Thermal conductivity evolution of sand-clay mixtures under one-dimensional compression
-
Graphical Abstract
-
Abstract
The aim of this study was to reveal the evolution law of natural sand-clay mixtures under varied stress conditions. A serial of one-dimensional compression tests, dry density, and thermal conductivity measurements were conducted on both dry and saturated samples to investigate the variations of dry density ρd as well as thermal conductivity k with increasing stress level and clay content f, and the influences of pore fluid on packing behaviors and heat flow efficiency of the mixtures. Based on the binary packing theory, a new thermal conductivity model of sand-clay mixtures considering effects of stress state and clay content was developed and verified. In addition, the microstructure characteristics and the thermal conduction mechanisms of binary granular mixtures were discussed. The results indicated that dry density ρd of sand-clay mixtures exhibits a trend of ‘increasing first and then decreasing’ with an increase in clay content f, where maximum ρd value is detected as the f is in the range of 30% to 40%. Increasing vertical stress is beneficial for improving the compaction behavior of the mixtures, and the presence of pore fluid imposes a negligible effect on ρd. Thermal conductivity k presents a similar evolution with that of ρd, while pore fluid not only significantly reduce the thermal resistance among soil particles, but also increases the sensitivity of thermal conductivity to both clay content f and stress level. The maximum k value is found around f of 40%. The critical clay content f* and the minimum void ratio emin are closely related to the state of stress, pore fluid, and particle morphology.
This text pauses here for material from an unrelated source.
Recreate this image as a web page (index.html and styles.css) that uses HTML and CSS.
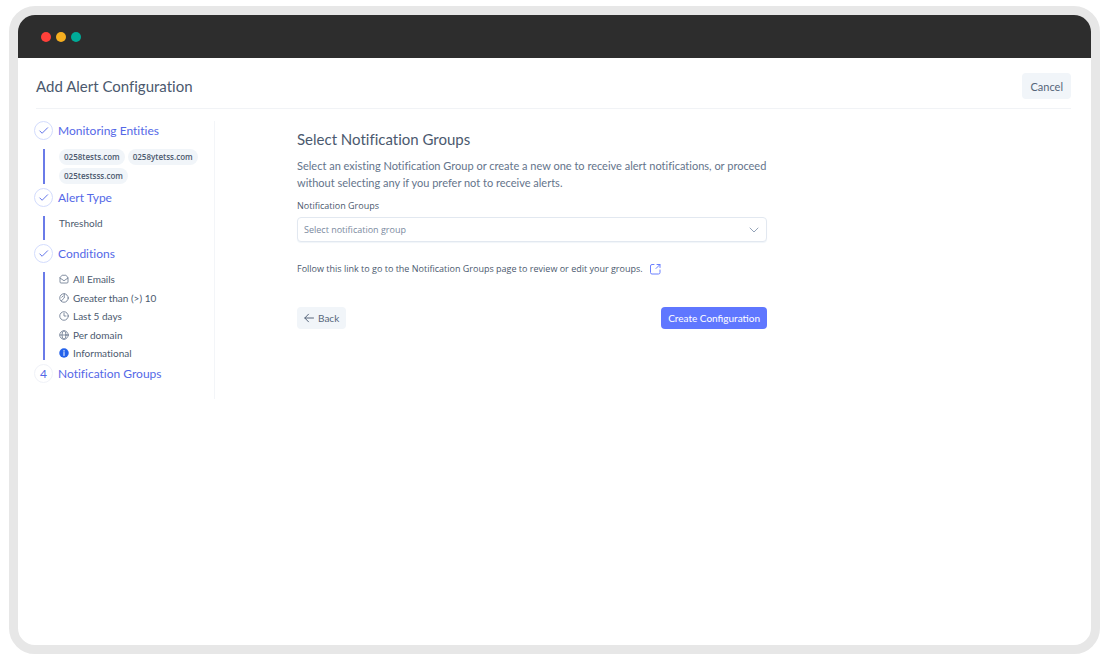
FILE: index.html
```html
<!DOCTYPE html>
<html lang="en">
<head>
  <meta charset="UTF-8">
  <meta name="viewport" content="width=device-width, initial-scale=1.0">
  <title>Add Alert Configuration</title>
  <link rel="stylesheet" href="styles.css">
</head>
<body>
  <div class="window">
    <div class="titlebar">
      <span class="dot red"></span>
      <span class="dot yellow"></span>
      <span class="dot green"></span>
    </div>

    <div class="page">
      <header class="page-header">
        <h1>Add Alert Configuration</h1>
        <button type="button" class="btn cancel">Cancel</button>
      </header>

      <div class="content">
        <aside class="sidebar">
          <section class="step">
            <h2 class="step-title">
              <span class="step-mark"><svg viewBox="0 0 12 12"><path d="M2 6.5 4.5 9 10.5 3"/></svg></span>
              Monitoring Entities
            </h2>
            <div class="step-body pills">
              <span class="pill">0258tests.com</span>
              <span class="pill">0258ytetss.com</span>
              <span class="pill">025testsss.com</span>
            </div>
          </section>

          <section class="step">
            <h2 class="step-title">
              <span class="step-mark"><svg viewBox="0 0 12 12"><path d="M2 6.5 4.5 9 10.5 3"/></svg></span>
              Alert Type
            </h2>
            <div class="step-body threshold">Threshold</div>
          </section>

          <section class="step">
            <h2 class="step-title">
              <span class="step-mark"><svg viewBox="0 0 12 12"><path d="M2 6.5 4.5 9 10.5 3"/></svg></span>
              Conditions
            </h2>
            <ul class="step-body conditions">
              <li>
                <svg viewBox="0 0 20 20"><path d="M2 8v8a2 2 0 0 0 2 2h12a2 2 0 0 0 2-2V8l-3-4.500A2 2 0 0 0 13.500 2.500h-7A2 2 0 0 0 5 3.500ZM2 8l8 5.500L18 8"/></svg>
                All Emails
              </li>
              <li>
                <svg viewBox="0 0 20 20"><circle cx="10" cy="10" r="8.500"/><path d="M10.500 1.500V10L4.500 16M5.500 8.500 8 6"/></svg>
                Greater than (&gt;) 10
              </li>
              <li>
                <svg viewBox="0 0 20 20"><circle cx="10" cy="10" r="8.500"/><path d="M10 4.500V10h4"/></svg>
                Last 5 days
              </li>
              <li>
                <svg viewBox="0 0 20 20"><circle cx="10" cy="10" r="8.500"/><ellipse cx="10" cy="10" rx="4" ry="8.500"/><path d="M2 10h16"/></svg>
                Per domain
              </li>
              <li>
                <svg class="info" viewBox="0 0 20 20"><circle cx="10" cy="10" r="9.500"/><path d="M10 9v6M10 5v1.500"/></svg>
                Informational
              </li>
            </ul>
          </section>

          <section class="step">
            <h2 class="step-title">
              <span class="step-mark current">4</span>
              Notification Groups
            </h2>
          </section>
        </aside>

        <main class="main">
          <form class="form">
            <h2 class="form-title">Select Notification Groups</h2>
            <p class="intro">Select an existing Notification Group or create a new one to receive alert notifications, or proceed without selecting any if you prefer not to receive alerts.</p>

            <label for="group">Notification Groups</label>
            <div class="select-wrap">
              <select id="group">
                <option>Select notification group</option>
              </select>
              <svg viewBox="0 0 10 10"><path d="M1 3l4 4 4-4"/></svg>
            </div>

            <p class="hint">
              Follow this link to go to the Notification Groups page to review or edit your groups.
              <a href="#" aria-label="Open Notification Groups"><svg viewBox="0 0 12 12"><path d="M5 1.500H3A1.500 1.500 0 0 0 1.500 3v6.500A1.500 1.500 0 0 0 3 11h6.500A1.500 1.500 0 0 0 11 9.500V7M8 1.500h3v3M11 1.500 7 5.500"/></svg></a>
            </p>

            <div class="actions">
              <button type="button" class="btn back">
                <svg viewBox="0 0 10 10"><path d="M9.500 5H.8M4.500 1.200.8 5l3.700 3.800"/></svg>
                Back
              </button>
              <button type="submit" class="btn primary">Create Configuration</button>
            </div>
          </form>
        </main>
      </div>
    </div>
  </div>
</body>
</html>
```

FILE: styles.css
```css
* {
  box-sizing: border-box;
}
body {
  margin: 0;
  padding: 6px 10px 6px 9px;
  min-height: 100vh;
  display: flex;
  background: #fff;
  color: #4b596e;
  font-family: Lato, sans-serif;
  font-size: 10px;
  font-variant-ligatures: none;
}
h1, h2, p, ul {
  margin: 0;
  padding: 0;
}
svg {
  fill: none;
  stroke: currentColor;
  stroke-linecap: round;
  stroke-linejoin: round;
  flex: none;
}

.window {
  flex: 1;
  border: 9px solid #e7e7e7;
  border-radius: 26px;
  overflow: hidden;
}
.titlebar {
  height: 43px;
  padding-left: 23px;
  display: flex;
  align-items: center;
  gap: 5px;
  background: #2d2d2d;
}
.dot {
  width: 10px;
  height: 10px;
  border-radius: 50%;
}
.red { background: #ff403a; }
.yellow { background: #f6af20; }
.green { background: #00ab98; }

.page {
  padding: 15px 20px 16px 18px;
}
.page-header {
  display: flex;
  align-items: center;
  justify-content: space-between;
  padding-bottom: 9px;
  border-bottom: 1px solid #f1f3f6;
}
h1, .form-title {
  font-size: 15px;
  font-weight: 400;
  line-height: 20px;
}

.btn {
  display: flex;
  align-items: center;
  justify-content: center;
  height: 22px;
  padding: 0 7px;
  border: none;
  border-radius: 4px;
  background: #f1f5f9;
  color: #56657a;
  font-family: inherit;
  font-size: 10px;
  cursor: pointer;
}
.cancel {
  height: 26px;
  padding: 0 8px;
  font-size: 11px;
}
.primary {
  background: #5f77ff;
  color: #fff;
}

.content {
  display: flex;
  padding-top: 12px;
}
.sidebar {
  width: 179px;
  flex: none;
  padding-bottom: 12px;
  border-right: 1px solid #f3f5f8;
}

/* steps */
.step {
  margin: 0 0 4px -2px;
}
.step-title {
  display: flex;
  align-items: center;
  gap: 5px;
  height: 19px;
  color: #5468e7;
  font-size: 12px;
  font-weight: 400;
}
.step-mark {
  width: 19px;
  height: 19px;
  display: flex;
  align-items: center;
  justify-content: center;
  border: 1px solid #d3dcfd;
  border-radius: 50%;
}
.step-mark svg {
  width: 11px;
  height: 11px;
}
.current {
  border-color: #f0f2f8;
}
.step-body {
  margin: 9px 0 0 9px;
  padding-left: 14px;
  border-left: 2px solid #6a7be8;
}
.pills {
  display: flex;
  flex-wrap: wrap;
  gap: 3px;
}
.pill {
  height: 16px;
  padding: 0 5px;
  border-radius: 8px;
  background: #f1f5f9;
  font-family: "Open Sans", sans-serif;
  font-size: 8px;
  font-weight: 600;
  line-height: 16px;
}
.threshold {
  height: 24px;
  line-height: 14px;
}
.conditions {
  display: grid;
  height: 88px;
  align-content: space-between;
  list-style: none;
}
.conditions li {
  display: flex;
  align-items: center;
  gap: 4px;
  height: 14px;
}
.conditions svg {
  width: 10px;
  height: 10px;
  stroke: #64748b;
  stroke-width: 1.6;
}
.conditions .info {
  fill: #2563eb;
  stroke: #fff;
  stroke-width: 2;
}
.info circle {
  stroke: none;
}

/* form */
.main {
  flex: 1;
  padding: 8px 20px 0 82px;
}
.form {
  max-width: 470px;
}
.intro {
  margin-top: 8px;
  color: #64748b;
  font-size: 11px;
  line-height: 17px;
}
label, select, .hint {
  font-family: "Open Sans", sans-serif;
  font-size: 9px;
}
label {
  display: block;
  margin-top: 7px;
  line-height: 15px;
}
.select-wrap {
  display: grid;
  align-items: center;
  margin-top: 4px;
}
.select-wrap > * {
  grid-area: 1 / 1;
}
select {
  appearance: none;
  width: 100%;
  height: 25px;
  padding: 0 6px;
  border: 1px solid #e2e8f0;
  border-radius: 4px;
  background: #fff;
  box-shadow: 0 1px 1px #f1f5f9;
  color: #7b8aa0;
}
.select-wrap svg {
  width: 10px;
  height: 10px;
  justify-self: end;
  margin-right: 8px;
  stroke: #94a3b8;
  pointer-events: none;
}
.hint {
  display: flex;
  align-items: center;
  gap: 6px;
  margin-top: 18px;
  line-height: 17px;
}
.hint a {
  display: flex;
  color: #6b80ff;
}
.hint svg {
  width: 12px;
  height: 12px;
}
.actions {
  display: flex;
  justify-content: space-between;
  margin-top: 30px;
}
.back {
  gap: 4px;
}
.back svg {
  width: 10px;
  height: 10px;
}
```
The proposed calculation model of thermal conductivity for the sand-clay mixtures comprehensively incorporates the hybrid effects of state of stress and fine content, which is also consistent with the binary packing theory and has good applicability. Particle deformation and breakage, and spatial structural evolution of the granular matter mixtures are recommended to further explore the thermal conduction mechanism.
-
-